Do not overlook edges, handles and internal details
Cabinet finishes are more than the door face. Edge treatments, handles, shadow lines and the interior colour of cabinets all contribute to the finished result.
Handleless cabinetry can create a clean, modern profile, but it needs well-designed finger pulls or integrated channels that are comfortable to use and easy to clean. Handles add another layer of detail and can shift a kitchen towards a more classic, industrial or contemporary style. Test how they feel in your hand, particularly on large drawers and heavy pantry doors.
Internal cabinetry is generally chosen for practicality, yet it also affects the sense of quality each time you open a drawer. Durable interiors, well-fitted hardware and storage designed around your cookware, food supplies and appliances make a greater difference to everyday use than decorative finishes alone.
See full-size samples before committing
Small swatches are useful, but they cannot show the full effect of a finish across a bank of doors. Where available, inspect larger samples or completed cabinetry in a similar finish. Look at the surface from different angles, run your hand across it and ask how it responds to normal cleaning.

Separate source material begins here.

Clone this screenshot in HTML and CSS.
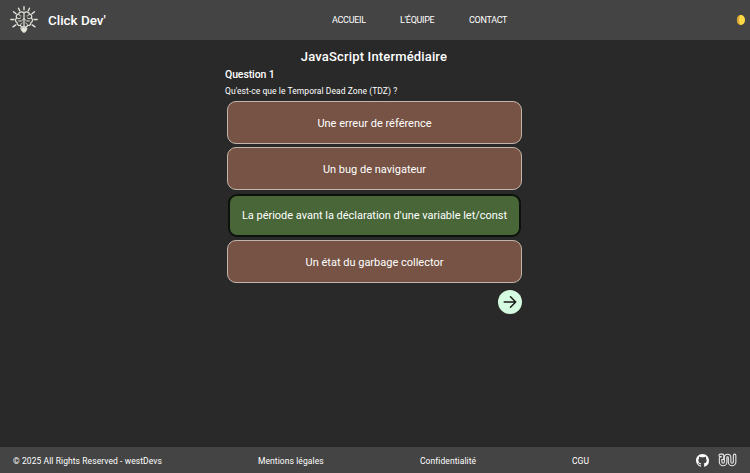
FILE: index.html
```html
<!DOCTYPE html>
<html lang="fr">
<head>
<meta charset="utf-8">
<title>Click Dev'</title>
<link rel="stylesheet" href="styles.css">
</head>
<body>
<header class="header">
  <a class="brand">
    <svg class="logo" viewBox="0 0 28 28" fill="none" stroke="#e5e5dc" stroke-linecap="round">
      <path stroke-width="1.4" d="M14 .8v3M8.5 2.2l1.2 2.6M19.5 2.2l-1.2 2.6M3.5 5.8l2.5 2M24.5 5.8L22 7.8M.8 13.5H4M24 13.5h3.2M3 20.8l2.8-1.9M25 20.8l-2.8-1.9"/>
      <path stroke-width="1.2" d="M14 7c-2-2-5.5-.7-5.5 1.2-2.2.3-2.8 2.4-1.8 3.8-1.8 1.3-1.3 4 .3 4.6 0 2.2 1.8 3.2 3.2 2.8.7 1.4 2.7 2 3.8.9M14 7c2-2 5.5-.7 5.5 1.2 2.2.3 2.8 2.4 1.8 3.8 1.8 1.3 1.3 4-.3 4.6 0 2.2-1.8 3.2-3.2 2.8-.7 1.4-2.7 2-3.8.9M14 7v14"/>
      <path stroke-width=".9" d="M9 8.2c0 1.2.8 1.8 2 1.8M19 8.2c0 1.2-.8 1.8-2 1.8M7.2 12c1 .9 2.6.9 3.4.1M20.8 12c-1 .9-2.6.9-3.4.1M14 12.5l-2.5 2.5H8.5M14 12.5l2.5 2.5h3M10.7 19.4c-.2-1.2.5-2.3 1.5-2.5M17.3 19.4c.2-1.2-.5-2.3-1.5-2.5"/>
      <path fill="#e5e5dc" stroke-width=".8" d="M11 21.8h6l-.6 2.7-1.4 1.7h-2l-1.4-1.7z"/>
    </svg>
    <span class="brand-name">Click Dev'</span>
  </a>
  <nav class="nav"><a>ACCUEIL</a><a>L'ÉQUIPE</a><a>CONTACT</a></nav>
  <svg class="moon" viewBox="0 0 10 12"><ellipse cx="5" cy="6" rx="4" ry="5" fill="#ffdb47"/><path d="M4.1 1.1a4 5 0 0 0 0 9.8C2.8 8.5 2.8 3.5 4.1 1.1z" fill="#d9a637"/><circle cx="5.7" cy="4" r=".6" fill="#e5b932"/><circle cx="6.4" cy="8" r=".7" fill="#edc13a"/></svg>
</header>
<main class="quiz">
  <h1 class="title">JavaScript Intermédiaire</h1>
  <section class="question">
    <h2 class="number">Question 1</h2>
    <p class="prompt">Qu'est-ce que le Temporal Dead Zone (TDZ) ?</p>
    <div class="answers">
      <button class="answer">Une erreur de référence</button>
      <button class="answer">Un bug de navigateur</button>
      <button class="answer correct">La période avant la déclaration d'une variable let/const</button>
      <button class="answer">Un état du garbage collector</button>
    </div>
    <button class="next" aria-label="Question suivante"><svg viewBox="0 0 24 24" fill="none" stroke="#171b18" stroke-width="1.5" stroke-linecap="round" stroke-linejoin="round"><path d="M6.2 12h11.4M12.5 6.8l5.2 5.2-5.2 5.2"/></svg></button>
  </section>
</main>
<footer class="footer">
  <span>© 2025 All Rights Reserved - westDevs</span>
  <a>Mentions légales</a>
  <a>Confidentialité</a>
  <a>CGU</a>
  <span class="social">
    <svg class="github" viewBox="0 0 16 16" fill="#fff"><path d="M8 0C3.58 0 0 3.58 0 8c0 3.54 2.29 6.53 5.47 7.59.4.07.55-.17.55-.38 0-.19-.01-.82-.01-1.49-2.01.37-2.53-.49-2.69-.94-.09-.23-.48-.94-.82-1.13-.28-.15-.68-.52-.01-.53.63-.01 1.08.58 1.23.82.72 1.21 1.87.87 2.33.66.07-.52.28-.87.51-1.07-1.78-.2-3.64-.89-3.64-3.95 0-.87.31-1.59.82-2.15-.08-.2-.36-1.02.08-2.12 0 0 .67-.21 2.2.82.64-.18 1.32-.27 2-.27s1.36.09 2 .27c1.53-1.04 2.2-.82 2.2-.82.44 1.1.16 1.92.08 2.12.51.56.82 1.27.82 2.15 0 3.07-1.87 3.75-3.65 3.95.29.25.54.73.54 1.48 0 1.07-.01 1.93-.01 2.2 0 .21.15.46.55.38A8.01 8.01 0 0 0 16 8c0-4.42-3.58-8-8-8z"/></svg>
    <svg class="wild" viewBox="0 0 19 14" fill="none" stroke-linecap="round" stroke-linejoin="round"><path stroke="#e6e6e6" stroke-width="3.6" d="M2.2 2.4H4.5V5.2H2.6V9a2.500 2.500 0 0 0 5 0V4.500a2 2 0 0 1 4 0V9a2.500 2.500 0 0 0 5 0V2.400"/><path stroke="#444" stroke-width="1.400" d="M2.200 2.400H4.500V5.200H2.600V9a2.500 2.500 0 0 0 5 0V4.500a2 2 0 0 1 4 0V9a2.500 2.500 0 0 0 5 0V2.400"/></svg>
  </span>
</footer>
</body>
</html>
```
FILE: styles.css
```css
* { box-sizing: border-box; }
body { margin: 0; height: 473px; display: flex; flex-direction: column; overflow: hidden; background: #292929; color: #fff; font-family: Roboto, sans-serif; }
h1, h2, p { margin: 0; font-weight: 500; white-space: nowrap; }
a, span { white-space: nowrap; }
button { font: inherit; color: inherit; padding: 0; white-space: nowrap; }
.header { height: 40px; flex: none; display: grid; grid-template-columns: 332px 1fr 14px; align-items: center; background: #444; }
.brand { display: flex; align-items: center; padding-left: 10px; gap: 10px; }
.logo { width: 28px; height: 28px; }
.brand-name { font-size: 13.5px; font-weight: 500; letter-spacing: -.04px; }
.nav { display: grid; grid-template-columns: 68px 69px 60px; font-size: 9px; font-weight: 400; letter-spacing: -.3px; }
.moon { width: 10px; height: 12px; }
.quiz { flex: 1; display: flex; flex-direction: column; align-items: center; padding: 7px 2px 0 0; }
.title { height: 19px; line-height: 19px; font-size: 13px; font-weight: 500; letter-spacing: .16px; }
.question { width: 298px; display: flex; flex-direction: column; }
.number { height: 17px; font-size: 10.5px; line-height: 18px; letter-spacing: -.1px; }
.prompt { height: 15px; font-size: 8.5px; font-weight: 400; line-height: 16px; letter-spacing: .06px; }
.answers { display: flex; flex-direction: column; gap: 3.3px; margin: 3.2px 0 0 2px; width: 295px; }
.answer { height: 43px; border: 1px solid #c1b4aa; border-radius: 9px; background: #765344; font-size: 11px; line-height: 13px; padding-top: 1px; }
.correct { width: 293px; align-self: center; border: 2px solid #0c120b; background: #486638; letter-spacing: -.02px; }
.next { align-self: flex-end; width: 24px; height: 24px; margin: 7.3px 1px 0 0; border: 0; border-radius: 50%; background: #d5fbe1; }
.next svg { display: block; width: 24px; height: 24px; }
.footer { height: 26px; flex: none; display: grid; grid-template-columns: 245px 162px 152px 124px 1fr; align-items: center; padding-left: 13px; background: #444; font-size: 8.5px; line-height: 28px; letter-spacing: .08px; }
.social { display: flex; align-items: center; gap: 9px; position: relative; top: -1px; }
.github { width: 13px; height: 13px; }
.wild { width: 19px; height: 14px; }
```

It is also worth discussing the exact product specification with your cabinetmaker. Two finishes that appear similar can differ in texture, scratch resistance, edge construction and care requirements. Clear advice at the design stage helps you choose with confidence rather than relying on appearance alone.
A custom cabinetry consultation gives you the chance to assess finishes alongside the practical needs of the layout. At All Quality Kitchens, this means considering your preferred style alongside storage, light, traffic flow and the materials used throughout the home.
The finish that suits your home best is the one that still looks right after breakfast rushes, school bags, dinner preparation and years of regular use. Choose samples slowly, assess them in your own light and let practical details guide the final decision as much as appearance.